Employees must be aware of their individual responsibilities under emergency release conditions. Please make certain that emergency essential employees are identified and notified of their designation. Each agency is also to develop and maintain an agency emergency information system for the purpose of providing information and responding to employee inquiries regarding emergency release conditions. Should future unprecedented weather emergency occur, an emergency essential employee should be required to call in to the agency for instruction prior to the beginning of the employee’s shift if circumstances will prevent the employee for reporting in a timely manner. The Procedures for the Release of State Employees Under Emergency Conditions (Revised October 1994) will be amended to include this requirement.

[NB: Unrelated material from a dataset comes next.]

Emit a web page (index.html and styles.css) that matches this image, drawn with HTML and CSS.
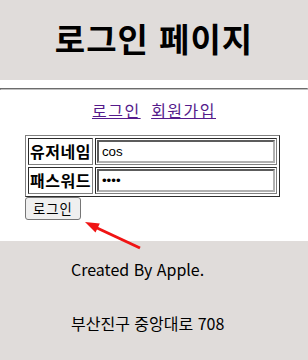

We have also received numerous inquiries about the compensation of contractual employees for January 8 and 9, 1996. The recent blizzard was an extraordinary emergency that created situations which warrant compassionate and responsible solutions. Contractual employees, like permanent employees, should not be penalized due to the closure of State offices. Please therefore assure that contractual and temporary State employees are paid for the two day closure as soon as possible. Our review, which included discussions with the Office of the Attorney General, indicated that this action is consistent with Executive Order 01.01.1981.10 which governs emergency release.

[6] The Code revision process began in 1971 and continues today under the authority of the State Government article of the Maryland Code, § 2-1238 (Supp. 1998).
[7] The language pertinent to this case was recodified as § 13-106(b) of the new Education article. Throughout the remainder of the Report there is no discussion of a “significant” change in the language of § 13-106(b).